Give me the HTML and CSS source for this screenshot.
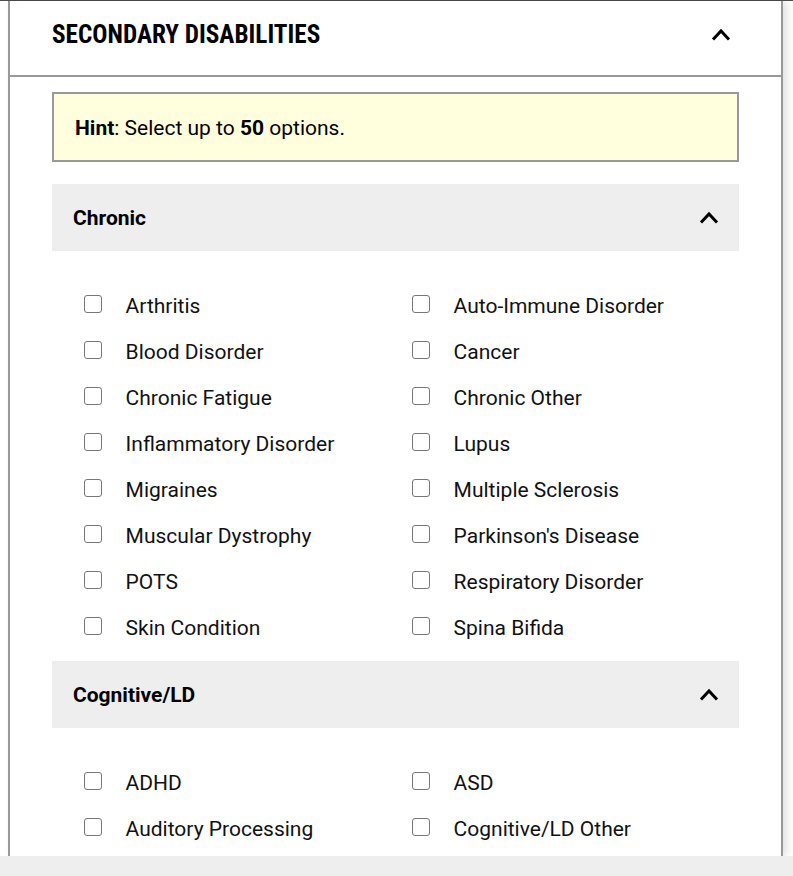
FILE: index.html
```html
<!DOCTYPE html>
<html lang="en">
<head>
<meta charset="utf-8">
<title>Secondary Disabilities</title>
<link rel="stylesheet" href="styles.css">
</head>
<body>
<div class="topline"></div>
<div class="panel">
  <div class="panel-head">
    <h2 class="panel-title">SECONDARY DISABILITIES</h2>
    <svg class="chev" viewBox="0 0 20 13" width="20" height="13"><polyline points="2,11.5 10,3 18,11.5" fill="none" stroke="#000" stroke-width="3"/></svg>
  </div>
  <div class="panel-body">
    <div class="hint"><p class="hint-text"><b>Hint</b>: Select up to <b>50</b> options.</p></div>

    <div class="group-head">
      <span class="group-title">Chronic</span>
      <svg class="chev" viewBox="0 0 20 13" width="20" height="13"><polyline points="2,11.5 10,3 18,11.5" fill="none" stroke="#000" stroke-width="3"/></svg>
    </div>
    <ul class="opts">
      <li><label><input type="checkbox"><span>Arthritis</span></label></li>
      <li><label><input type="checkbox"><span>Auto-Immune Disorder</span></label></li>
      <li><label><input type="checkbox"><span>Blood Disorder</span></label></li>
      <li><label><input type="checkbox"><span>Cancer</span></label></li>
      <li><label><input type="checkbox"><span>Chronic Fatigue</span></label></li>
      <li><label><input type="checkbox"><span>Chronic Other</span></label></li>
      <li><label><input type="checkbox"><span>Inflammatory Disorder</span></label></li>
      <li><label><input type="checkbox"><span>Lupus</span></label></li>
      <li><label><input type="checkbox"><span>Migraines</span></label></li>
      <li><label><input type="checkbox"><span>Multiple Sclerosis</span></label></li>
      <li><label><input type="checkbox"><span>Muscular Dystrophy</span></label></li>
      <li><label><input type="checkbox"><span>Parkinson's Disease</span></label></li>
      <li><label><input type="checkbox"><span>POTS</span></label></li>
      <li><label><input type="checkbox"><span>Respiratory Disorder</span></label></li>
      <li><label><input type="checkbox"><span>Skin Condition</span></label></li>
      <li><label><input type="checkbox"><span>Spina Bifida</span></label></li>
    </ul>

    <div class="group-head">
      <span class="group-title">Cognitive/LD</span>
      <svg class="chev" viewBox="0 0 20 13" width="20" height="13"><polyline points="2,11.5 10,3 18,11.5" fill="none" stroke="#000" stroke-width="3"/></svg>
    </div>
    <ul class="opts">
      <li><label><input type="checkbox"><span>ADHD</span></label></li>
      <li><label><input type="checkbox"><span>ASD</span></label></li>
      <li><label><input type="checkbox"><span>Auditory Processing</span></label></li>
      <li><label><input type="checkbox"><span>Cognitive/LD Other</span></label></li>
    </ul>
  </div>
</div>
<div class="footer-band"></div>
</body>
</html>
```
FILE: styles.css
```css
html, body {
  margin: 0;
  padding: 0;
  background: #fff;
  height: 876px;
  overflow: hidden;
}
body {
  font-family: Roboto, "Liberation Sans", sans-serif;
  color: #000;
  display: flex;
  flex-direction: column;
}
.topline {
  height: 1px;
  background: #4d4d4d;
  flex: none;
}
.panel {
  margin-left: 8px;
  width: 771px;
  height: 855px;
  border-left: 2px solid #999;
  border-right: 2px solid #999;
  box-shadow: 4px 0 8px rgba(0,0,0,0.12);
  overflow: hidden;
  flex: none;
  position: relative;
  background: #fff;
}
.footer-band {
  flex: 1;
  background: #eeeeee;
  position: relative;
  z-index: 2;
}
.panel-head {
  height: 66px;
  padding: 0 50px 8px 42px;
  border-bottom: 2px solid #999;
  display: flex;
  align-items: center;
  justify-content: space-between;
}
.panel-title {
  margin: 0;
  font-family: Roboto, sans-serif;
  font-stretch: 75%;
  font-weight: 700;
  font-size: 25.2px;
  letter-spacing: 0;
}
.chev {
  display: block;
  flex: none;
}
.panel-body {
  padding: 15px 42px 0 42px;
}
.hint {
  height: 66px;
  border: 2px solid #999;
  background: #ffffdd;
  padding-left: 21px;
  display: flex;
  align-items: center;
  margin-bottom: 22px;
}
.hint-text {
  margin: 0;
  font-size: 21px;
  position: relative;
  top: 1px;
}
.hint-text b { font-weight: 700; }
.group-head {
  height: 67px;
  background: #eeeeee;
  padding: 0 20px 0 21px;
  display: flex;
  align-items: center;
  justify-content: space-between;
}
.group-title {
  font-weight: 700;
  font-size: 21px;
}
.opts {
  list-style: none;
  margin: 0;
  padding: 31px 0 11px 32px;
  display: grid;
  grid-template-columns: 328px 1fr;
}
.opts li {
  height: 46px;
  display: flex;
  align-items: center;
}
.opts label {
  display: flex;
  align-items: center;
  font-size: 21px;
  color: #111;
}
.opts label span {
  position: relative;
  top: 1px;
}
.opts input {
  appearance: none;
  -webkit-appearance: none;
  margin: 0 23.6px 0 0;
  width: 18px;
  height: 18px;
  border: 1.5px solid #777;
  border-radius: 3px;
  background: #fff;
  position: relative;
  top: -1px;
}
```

· · · ·

▶ [Instruction]:
Write out the full listing verbatim, excluding its pictures.

▶ [Written solution]:
Give me the HTML and CSS source for this screenshot.
FILE: index.html
```html
<!DOCTYPE html>
<html lang="en">
<head>
<meta charset="utf-8">
<title>Secondary Disabilities</title>
<link rel="stylesheet" href="styles.css">
</head>
<body>
<div class="topline"></div>
<div class="panel">
  <div class="panel-head">
    <h2 class="panel-title">SECONDARY DISABILITIES</h2>
    <svg class="chev" viewBox="0 0 20 13" width="20" height="13"><polyline points="2,11.5 10,3 18,11.5" fill="none" stroke="#000" stroke-width="3"/></svg>
  </div>
  <div class="panel-body">
    <div class="hint"><p class="hint-text"><b>Hint</b>: Select up to <b>50</b> options.</p></div>

    <div class="group-head">
      <span class="group-title">Chronic</span>
      <svg class="chev" viewBox="0 0 20 13" width="20" height="13"><polyline points="2,11.5 10,3 18,11.5" fill="none" stroke="#000" stroke-width="3"/></svg>
    </div>
    <ul class="opts">
      <li><label><input type="checkbox"><span>Arthritis</span></label></li>
      <li><label><input type="checkbox"><span>Auto-Immune Disorder</span></label></li>
      <li><label><input type="checkbox"><span>Blood Disorder</span></label></li>
      <li><label><input type="checkbox"><span>Cancer</span></label></li>
      <li><label><input type="checkbox"><span>Chronic Fatigue</span></label></li>
      <li><label><input type="checkbox"><span>Chronic Other</span></label></li>
      <li><label><input type="checkbox"><span>Inflammatory Disorder</span></label></li>
      <li><label><input type="checkbox"><span>Lupus</span></label></li>
      <li><label><input type="checkbox"><span>Migraines</span></label></li>
      <li><label><input type="checkbox"><span>Multiple Sclerosis</span></label></li>
      <li><label><input type="checkbox"><span>Muscular Dystrophy</span></label></li>
      <li><label><input type="checkbox"><span>Parkinson's Disease</span></label></li>
      <li><label><input type="checkbox"><span>POTS</span></label></li>
      <li><label><input type="checkbox"><span>Respiratory Disorder</span></label></li>
      <li><label><input type="checkbox"><span>Skin Condition</span></label></li>
      <li><label><input type="checkbox"><span>Spina Bifida</span></label></li>
    </ul>

    <div class="group-head">
      <span class="group-title">Cognitive/LD</span>
      <svg class="chev" viewBox="0 0 20 13" width="20" height="13"><polyline points="2,11.5 10,3 18,11.5" fill="none" stroke="#000" stroke-width="3"/></svg>
    </div>
    <ul class="opts">
      <li><label><input type="checkbox"><span>ADHD</span></label></li>
      <li><label><input type="checkbox"><span>ASD</span></label></li>
      <li><label><input type="checkbox"><span>Auditory Processing</span></label></li>
      <li><label><input type="checkbox"><span>Cognitive/LD Other</span></label></li>
    </ul>
  </div>
</div>
<div class="footer-band"></div>
</body>
</html>
```
FILE: styles.css
```css
html, body {
  margin: 0;
  padding: 0;
  background: #fff;
  height: 876px;
  overflow: hidden;
}
body {
  font-family: Roboto, "Liberation Sans", sans-serif;
  color: #000;
  display: flex;
  flex-direction: column;
}
.topline {
  height: 1px;
  background: #4d4d4d;
  flex: none;
}
.panel {
  margin-left: 8px;
  width: 771px;
  height: 855px;
  border-left: 2px solid #999;
  border-right: 2px solid #999;
  box-shadow: 4px 0 8px rgba(0,0,0,0.12);
  overflow: hidden;
  flex: none;
  position: relative;
  background: #fff;
}
.footer-band {
  flex: 1;
  background: #eeeeee;
  position: relative;
  z-index: 2;
}
.panel-head {
  height: 66px;
  padding: 0 50px 8px 42px;
  border-bottom: 2px solid #999;
  display: flex;
  align-items: center;
  justify-content: space-between;
}
.panel-title {
  margin: 0;
  font-family: Roboto, sans-serif;
  font-stretch: 75%;
  font-weight: 700;
  font-size: 25.2px;
  letter-spacing: 0;
}
.chev {
  display: block;
  flex: none;
}
.panel-body {
  padding: 15px 42px 0 42px;
}
.hint {
  height: 66px;
  border: 2px solid #999;
  background: #ffffdd;
  padding-left: 21px;
  display: flex;
  align-items: center;
  margin-bottom: 22px;
}
.hint-text {
  margin: 0;
  font-size: 21px;
  position: relative;
  top: 1px;
}
.hint-text b { font-weight: 700; }
.group-head {
  height: 67px;
  background: #eeeeee;
  padding: 0 20px 0 21px;
  display: flex;
  align-items: center;
  justify-content: space-between;
}
.group-title {
  font-weight: 700;
  font-size: 21px;
}
.opts {
  list-style: none;
  margin: 0;
  padding: 31px 0 11px 32px;
  display: grid;
  grid-template-columns: 328px 1fr;
}
.opts li {
  height: 46px;
  display: flex;
  align-items: center;
}
.opts label {
  display: flex;
  align-items: center;
  font-size: 21px;
  color: #111;
}
.opts label span {
  position: relative;
  top: 1px;
}
.opts input {
  appearance: none;
  -webkit-appearance: none;
  margin: 0 23.6px 0 0;
  width: 18px;
  height: 18px;
  border: 1.5px solid #777;
  border-radius: 3px;
  background: #fff;
  position: relative;
  top: -1px;
}
```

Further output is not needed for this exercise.